Sony's successor to the PlayStation Portable, codenamed the Next Generation Portable or NGP for short. It will make use of a multi-touch screen much like the iPhone, though with traditional controls in addition. It will also continue on with the portable Augmented Reality concept first used by the PSP. It debuted at the beginning of 2011 in a private press conference by Sony and the official name (Vita) was bestowed to the system at E3 2011.
With their two most recent systems falling below expectations in terms of sales, they decided to pull out all the stops with:
- Instead of using the highly custom console technology that the Play Station 3 uses, the Vita uses common smartphone technology. This makes game development easier, considering most developers are already familiar to the technology and they are able to use assets from existing hardware ranging from home consoles to smartphones.
- This is the first widely-available dual analog handheld, addressing a flaw experienced on the PSP.

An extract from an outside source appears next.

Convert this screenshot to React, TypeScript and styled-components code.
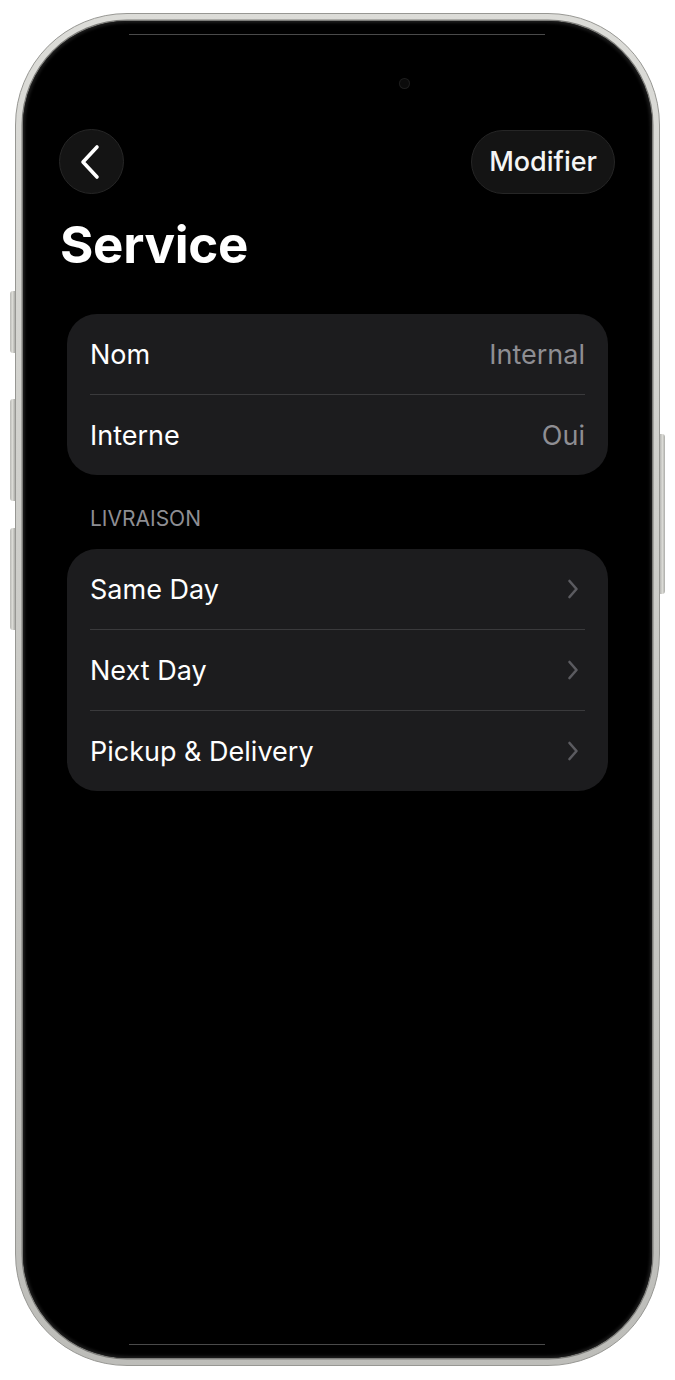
import styled, { createGlobalStyle } from "styled-components"

const GlobalStyle = createGlobalStyle`
    *{
        box-sizing: border-box;
    }

    body{
        margin: 0;
        background: #ffffff;
        font-family: Inter, "Noto Sans", "Liberation Sans", sans-serif;
        -webkit-font-smoothing: antialiased;
    }
`;

const infoRows = [
    { label: "Nom", value: "Internal" },
    { label: "Interne", value: "Oui" },
];

const deliveryRows = ["Same Day", "Next Day", "Pickup & Delivery"];

const BackIcon = () => (
    <svg width="22" height="36" viewBox="0 0 22 36" fill="none">
        <path d="M18 3L4 18L18 33" stroke="#ffffff" strokeWidth="3.6" strokeLinecap="round" strokeLinejoin="round" />
    </svg>
);

const ChevronIcon = () => (
    <Chevron width="14" height="24" viewBox="0 0 14 24" fill="none">
        <path d="M3.5 4L10.5 12L3.5 20" stroke="#5b5b60" strokeWidth="2.6" strokeLinecap="round" strokeLinejoin="round" />
    </Chevron>
);

export default function App() {
    return (
        <>
            <GlobalStyle />
            <Page>
                <Frame>
                    <SideButton $side="left" $top={277} $height={62} />
                    <SideButton $side="left" $top={385} $height={102} />
                    <SideButton $side="left" $top={514} $height={102} />
                    <SideButton $side="right" $top={420} $height={160} />
                    <Screen>
                        <EdgeLine $pos="top" />
                        <EdgeLine $pos="bottom" />
                        <Camera />

                        <NavBar>
                            <RoundButton aria-label="Retour"><BackIcon /></RoundButton>
                            <PillButton>Modifier</PillButton>
                        </NavBar>

                        <Title>Service</Title>

                        <Group>
                            {infoRows.map((row, i) => (
                                <Row key={row.label} $first={i === 0}>
                                    <Label>{row.label}</Label>
                                    <Value>{row.value}</Value>
                                </Row>
                            ))}
                        </Group>

                        <SectionHeader>LIVRAISON</SectionHeader>

                        <Group>
                            {deliveryRows.map((row, i) => (
                                <Row key={row} $first={i === 0}>
                                    <Label>{row}</Label>
                                    <ChevronIcon />
                                </Row>
                            ))}
                        </Group>
                    </Screen>
                </Frame>
            </Page>
        </>
    );
}

const Page = styled.div`
    width: 675px;
    height: 1380px;
    padding: 13px 0 0 15px;
    overflow: hidden;
`;

const Frame = styled.div`
    position: relative;
    width: 645px;
    height: 1353px;
    border-radius: 112px;
    padding: 7px;
    background: linear-gradient(180deg, #dcdcd8 0%, #cacac6 50%, #bdbdb9 100%);
    border: 1px solid #979793;
`;

const SideButton = styled.div<{ $side: "left" | "right"; $top: number; $height: number }>`
    position: absolute;
    top: ${p => p.$top}px;
    ${p => (p.$side === "left" ? "left: -6px;" : "right: -6px;")}
    width: 5px;
    height: ${p => p.$height}px;
    border-radius: ${p => (p.$side === "left" ? "3px 0 0 3px" : "0 3px 3px 0")};
    background: linear-gradient(90deg, #b8b8b4, #dadad5, #acaca8);
`;

const Screen = styled.div`
    position: relative;
    height: 100%;
    border-radius: 104px;
    background: #000000;
    box-shadow: 0 0 0 1.5px #7c7c79, inset 0 0 3px 2px #1c1c1c;
    display: flex;
    flex-direction: column;
    padding-top: 108px;
    overflow: hidden;
`;

const EdgeLine = styled.div<{ $pos: "top" | "bottom" }>`
    position: absolute;
    left: 106px;
    right: 107px;
    height: 1px;
    background: #4a4a4a;
    ${p => (p.$pos === "top" ? "top: 13px;" : "bottom: 13px;")}
`;

const Camera = styled.div`
    position: absolute;
    top: 58px;
    left: 377px;
    width: 9px;
    height: 9px;
    border-radius: 50%;
    background: #0b0b0b;
    box-shadow: 0 0 0 1px #1e1e1e;
`;

const NavBar = styled.div`
    display: flex;
    align-items: center;
    justify-content: space-between;
    padding: 0 37px 0 36px;
`;

const RoundButton = styled.button`
    width: 65px;
    height: 65px;
    border-radius: 50%;
    border: 1px solid #262626;
    background: #141414;
    display: flex;
    align-items: center;
    justify-content: center;
    padding: 0 3px 0 0;
    cursor: pointer;
`;

const PillButton = styled.button`
    height: 64px;
    padding: 0 17px;
    border-radius: 32px;
    border: 1px solid #262626;
    background: #141414;
    color: #f5f5f5;
    font-family: inherit;
    font-size: 27px;
    font-weight: 500;
    cursor: pointer;
`;

const Title = styled.h1`
    margin: 19px 0 37px;
    padding-left: 37px;
    font-size: 51px;
    line-height: 64px;
    font-weight: 700;
    letter-spacing: -0.3px;
    color: #ffffff;
`;

const Group = styled.div`
    margin: 0 44px;
    border-radius: 30px;
    background: #1c1c1e;
    padding: 0 23px 0 23px;
`;

const Row = styled.div<{ $first: boolean }>`
    height: ${p => (p.$first ? 80 : 81)}px;
    display: flex;
    align-items: center;
    justify-content: space-between;
    border-top: ${p => (p.$first ? "none" : "1px solid #3a3a3c")};
`;

const Chevron = styled.svg`
    margin-right: 5px;
`;

const Label = styled.span`
    font-size: 27px;
    color: #ffffff;
`;

const Value = styled.span`
    font-size: 27px;
    color: #8e8e93;
`;

const SectionHeader = styled.div`
    margin: 31px 0 18px;
    padding-left: 67px;
    font-size: 21px;
    line-height: 25px;
    color: #8e8e93;
`;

- In reaction to the growing small casual downloadable game market (such as iOS and Android), Vita features are similar to smartphones, such as a touch screen and motion sensor. Sony will also provide PS Suite, which will allow users connectivity between the Vita and a smartphone/tablet.

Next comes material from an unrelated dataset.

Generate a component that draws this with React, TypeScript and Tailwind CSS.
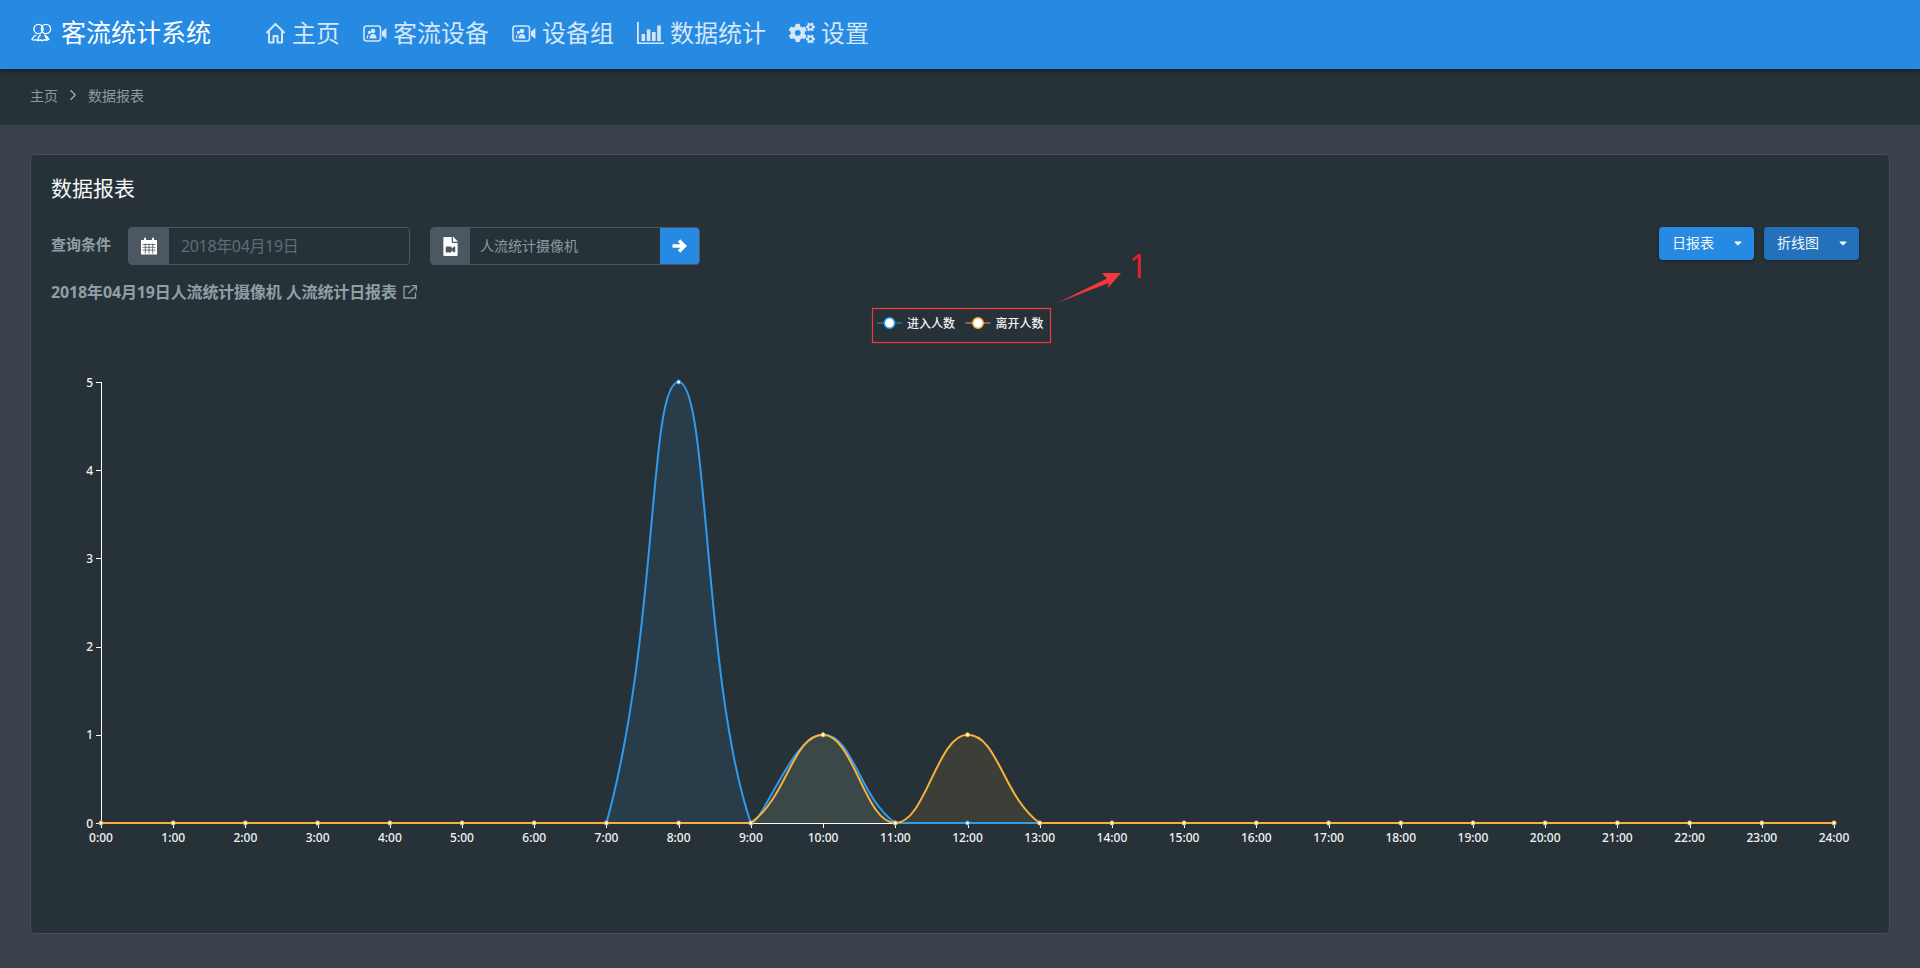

- Third party (especially western) support is expected to be big, ranging from big publishers such as EA to small indie developers. (Japan, where the PSP was far more successful, is already all-in.)
- The Vita is Sony's first system to use flashcards instead of optical disks for game distribution, which hopefully removes long loading times and increases battery life. Game flashcards are currently able to hold up to 16GB of information.
- The price is $249 for the wi-fi only model and $299 for the model with 3G support.
This is of course in addition to the system's pure power. Hands on impressions with the handheld from E3 say its output is almost as good as the Play Station 3.
Another feature of the hardware is the inclusion of a touch-sensitive pad on the back of the system. The first application was shown at the debut of the system demonstrating Nathan Drake of Uncharted climbing a vine. Sliding your fingers down the touch pad would cause Nate to ascend the vine. The system also sports an OLED screen (which is normally seen in smartphones) at four times the resolution of the PSP.
The PS Vita is stated to have a battery life of 3 - 5 hours depending on the system's settings, although many users are reporting a shorter battery life of 2 hours and a half. However, an external battery, available at the western launch, will increase that time to 15 hours of nonstop play at full settings.
The console doesn't have internal memory, it must be bought separately, in the format of a Sony Memory Stick, a new type of memory stick which so far is exclusive for the Vita; the PRO and DUO Memory Sticks used by the PSP won't work on it.
Additionally, the system supports Hideo Kojima's new pet project, Transfarring, allowing gamers to take up and continue their console games on their Vita using the same save file. Sony itself is working on a similar ability called "Continuous Play," that allows cloud-based storage of up to 1MB for each game and can be accessed online from anywhere.
Since it's unveiling on E3 2011, the system has been almost universally praised by the critics who've tried it.
Some early adopters experienced some issues (though not serious ones) with the Vita at launch, though Sony has released a firmware update to fix the problem.
When it was released in Japan, on December 17th, 2011, it did well for a week but lost 3/4ths of its sales numbers the next, being outsold the week of Christmas not just by its main competition, the Nintendo 3DS, but by the original PSP as well. And numbers have only declined since then. The international releases at the end of February tripled the total number of Vitas in consumer hands (400K sold as of the 31 Dec '11; 1.2mil sold as of 28 Feb '21), but considering the declines in Japan, it's the post-launch numbers everyone's interested in, and no such figures have yet been reported.